The most important part, Dad always told me, that still resonates with me decades later and remains a lesson we need now more than ever, are The Last Lines The Beatles Wrote Together: “The love you take is equal to the love you make.”
What more is there to say about Abbey Road? I was born into its world, where it’s worshiped, studied, and debated. The mythology and conspiracy theories surrounding the LP cement its power before you even listen to the music. And then there’s the music.
But when I think about Abbey Road, I think about decisiveness and absolutes. It’s an album ending an era for four men and their fans. John, Paul, George, and Ringo found each other and changed the course of history by expanding their own minds and those of anyone willing to listen. By 1969, they were divided as a group, but each man understood good things must come to an end.
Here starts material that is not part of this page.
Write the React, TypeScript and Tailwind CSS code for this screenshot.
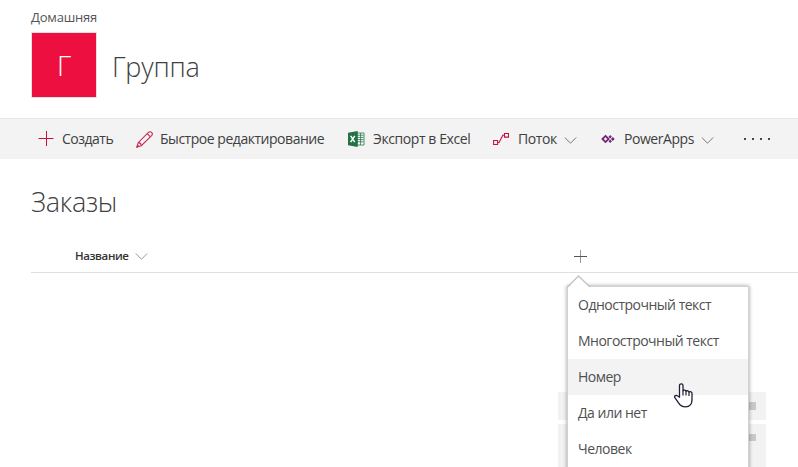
import type { ReactNode } from 'react';

function Chevron({ className = '' }: { className?: string }) {
  return (
    <svg className={`h-[7px] w-[13px] shrink-0 ${className}`} viewBox="0 0 13 7" fill="none" stroke="currentColor">
      <path d="M.8.5 6.5 6.2 12.2.5" />
    </svg>
  );
}

function PlusIcon() {
  return (
    <svg className="size-4" viewBox="0 0 16 16" fill="none" stroke="#c8103e" strokeWidth="1">
      <path d="M.5 7.5H15.5" />
      <path d="M8.5 0V15" />
    </svg>
  );
}

function PencilIcon() {
  return (
    <svg className="h-[17px] w-[17px]" viewBox="0 0 17 17" fill="none" stroke="#c92a50" strokeWidth="1.1">
      <path d="m1 16 1.2-4.3L12.4 1.4a2.1 2.1 0 0 1 3.2 3.2L5.3 14.7 1 16Z" />
      <path d="M2.2 11.7c1.5-.2 2.8 1.4 3.1 3M11.2 2.7l3 3" />
      <path d="m1 16 .5-1.8 1.3 1.2Z" fill="#c92a50" />
    </svg>
  );
}

function ExcelIcon() {
  return (
    <svg className="h-[16px] w-[17px]" viewBox="0 0 17 16">
      <path d="M9 2h7v12H9z" fill="#fff" stroke="#217346" strokeWidth=".8" />
      <path d="M9 4.2h6.5M9 6.4h6.5M9 8.6h6.5M9 10.8h6.5M12.6 2v12" stroke="#217346" strokeWidth=".8" />
      <path d="M0 1.8 9.7 0v16L0 14.3Z" fill="#217346" />
      <path d="m2.7 4.9 4 6.3M6.8 4.8l-4.2 6.4" stroke="#fff" strokeWidth="1.5" />
    </svg>
  );
}

function FlowIcon() {
  return (
    <svg className="h-[14px] w-[17px]" viewBox="0 0 17 14" fill="none" stroke="#c4143c" strokeWidth="1.1">
      <path d="M.6 8.5h4v4h-4zM11.5 1.5h4v3.6h-4zM4.6 10.5h1.5L9.8 3.3h1.7" />
    </svg>
  );
}

function PowerAppsIcon() {
  return (
    <svg className="h-[10px] w-[14px]" viewBox="0 0 14 10" fill="#742774">
      <path d="M4.5 1.9 7.6 5 4.5 8.1 1.4 5Z" fill="none" stroke="#742774" strokeWidth="1.8" />
      <path d="m9.2 1 1.7 1.7-1.7 1.7-1.7-1.7Z" />
      <path d="m9.2 5.6 1.7 1.7L9.2 9 7.5 7.3Z" />
      <path d="M11.8 3.1 13.7 5l-1.9 1.9L9.9 5Z" />
    </svg>
  );
}

function Command({ icon, label, className, labelClass, chevron }: {
  icon: ReactNode; label: string; className: string; labelClass: string; chevron?: boolean;
}) {
  return (
    <button className={`flex h-full shrink-0 items-center whitespace-nowrap text-[14px] text-[#404040] ${className}`}>
      <span className="flex shrink-0 items-center">{icon}</span>
      <span className={`shrink-0 pb-[2px] text-left ${labelClass}`}>{label}</span>
      {chevron && <Chevron className="mt-[3px] text-[#777]" />}
    </button>
  );
}

function HandCursor() {
  return (
    <svg className="absolute left-[107px] top-[97px] h-[25px] w-[19px]" viewBox="0 0 19 25">
      <path
        d="M5.5 14.2V2.6C5.5.3 9 .3 9 2.6V7.8C9.6 6.7 12 7 12 8.4 12.8 7.3 15 7.7 15 9.2 16 8.2 18 8.8 18 10.3V16.8C18 21.3 15.4 23.8 11.5 23.8 8 23.8 6.1 22.4 4.7 20.1L.9 14.6C-.1 12.9 2.1 11.7 3.4 12.8Z"
        fill="#fff" stroke="#1f1f35" strokeWidth="1.3" strokeLinejoin="round"
      />
      <path d="M9 7.8v4.7M12 8.4v4.1M15 9.2v3.8" stroke="#1f1f35" strokeWidth="1.2" />
    </svg>
  );
}

const columnTypes = [
  { label: 'Однострочный текст' },
  { label: 'Многострочный текст' },
  { label: 'Номер', active: true },
  { label: 'Да или нет' },
  { label: 'Человек' },
];

function ColumnMenu() {
  return (
    <div className="absolute left-[567px] top-[286px] w-[182px]">
      <div className="h-[200px] border border-[#d2d2d2] bg-white shadow-[0_0_4px_rgba(0,0,0,0.4)]">
        {columnTypes.map(({ label, active }) => (
          <div key={label} className={`flex h-9 items-center whitespace-nowrap pb-[2px] pl-[10px] text-[14px] tracking-[-0.5px] text-[#505050] ${active ? 'bg-[#f3f3f3]' : ''}`}>
            {label}
          </div>
        ))}
      </div>
      <svg className="absolute -left-px -top-[12px] h-[16px] w-[27px]" viewBox="0 0 27 16">
        <path d="M2 14 12.5 2.5 24 13.5V16H2Z" fill="#fff" />
        <path d="M1 13.5 12.5 2 24 13" fill="none" stroke="#c4c4c4" strokeWidth="1.4" />
      </svg>
      <HandCursor />
    </div>
  );
}

export default function App() {
  return (
    <div className="relative flex h-[467px] w-[798px] flex-col overflow-hidden bg-white font-['Open_Sans','Noto_Sans',sans-serif] text-[#404040]">
      <header className="h-[118px] shrink-0 pl-[31px] pt-[8px]">
        <div className="h-[24px] text-[13px] leading-[19px] tracking-[-0.2px] text-[#555]">Домашняя</div>
        <div className="flex items-center">
          <div className="flex size-[66px] items-center justify-center border border-[#e3e3e3] bg-[#ec0f40] text-[28px] font-light text-white">Г</div>
          <h1 className="ml-[15px] mt-[4px] text-[27px] font-light leading-9 tracking-[-0.2px]">Группа</h1>
        </div>
      </header>

      <nav className="flex h-[41px] shrink-0 items-center border-t border-[#e5e5e5] bg-[#f3f3f3] pl-[38px]">
        <Command icon={<PlusIcon />} label="Создать" className="w-[98px]" labelClass="ml-2 tracking-[-0.5px]" />
        <Command icon={<PencilIcon />} label="Быстрое редактирование" className="w-[212px]" labelClass="ml-[7px] tracking-[-0.47px]" />
        <Command icon={<ExcelIcon />} label="Экспорт в Excel" className="w-[145px]" labelClass="ml-2 tracking-[-0.42px]" />
        <Command icon={<FlowIcon />} label="Поток" className="w-[108px]" labelClass="ml-2 w-[46px] tracking-[-0.4px]" chevron />
        <Command icon={<PowerAppsIcon />} label="PowerApps" className="w-[143px]" labelClass="ml-[9px] w-[77px] tracking-[-0.45px]" chevron />
        <div className="flex gap-[6px]">
          {[0, 1, 2, 3].map((n) => <span key={n} className="size-[2px] bg-[#444]" />)}
        </div>
      </nav>

      <main className="flex grow flex-col">
        <h2 className="ml-[31px] mt-[24px] text-[27px] font-light leading-[38px] tracking-[-0.3px]">Заказы</h2>
        <div className="ml-[31px] mt-[18px] flex h-[34px] shrink-0 items-center border-b border-[#dedede] pl-[44px] text-[11.5px]">
          <span className="w-[60px] whitespace-nowrap pt-px font-[550] tracking-[-0.4px] text-[#333]">Название</span>
          <Chevron className="mt-[2px] text-[#999]" />
          <svg className="ml-[426px] mt-[2px] size-[13px]" viewBox="0 0 13 13" fill="none">
            <path d="M6.5 0v13" stroke="#999" /><path d="M0 6.5h13" stroke="#555" />
          </svg>
        </div>
        <div className="ml-[558px] mt-[119px] flex w-[208px] shrink-0 flex-col gap-[4px]">
          <div className="flex h-[28px] justify-end bg-[#f2f2f2] pr-[10px] pt-[10px]"><span className="h-[8px] w-[12px] bg-[#c9c9c9]" /></div>
          <div className="flex h-[43px] justify-end bg-[#f2f2f2] pr-[10px] pt-[10px]"><span className="h-[7px] w-[12px] bg-[#c9c9c9]" /></div>
        </div>
      </main>
      <ColumnMenu />
    </div>
  );
}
Let It Be was released in 1970, the year after The Beatles officially broke up. The songs were recorded before Abbey Road and experiment deeper into the blues, but they clearly couldn’t fit into the formula of The Beatles’ final studio album. Like so many of their LPs, Abbey Road is a meticulously arranged and produced record that delivers a messages.
Which leads me to say: Abbey Road is also a concept album. Melodically there’s the medley, but there’s also themes of darkness and light, worry, anticipation, and wonder: what’s next? The record is a soundtrack to one of the greatest endings, literally and physically. Aside from McCartney’s twenty-three second ditty “Her Majesty,” naming your last song “The End” is a formative expression for any artist, let alone The Beatles. They’re the artists that defined a generation so blatantly that we’re still talking about them 55 years later and counting. Abbey Road was definitely their end, but only the beginning of something else to come.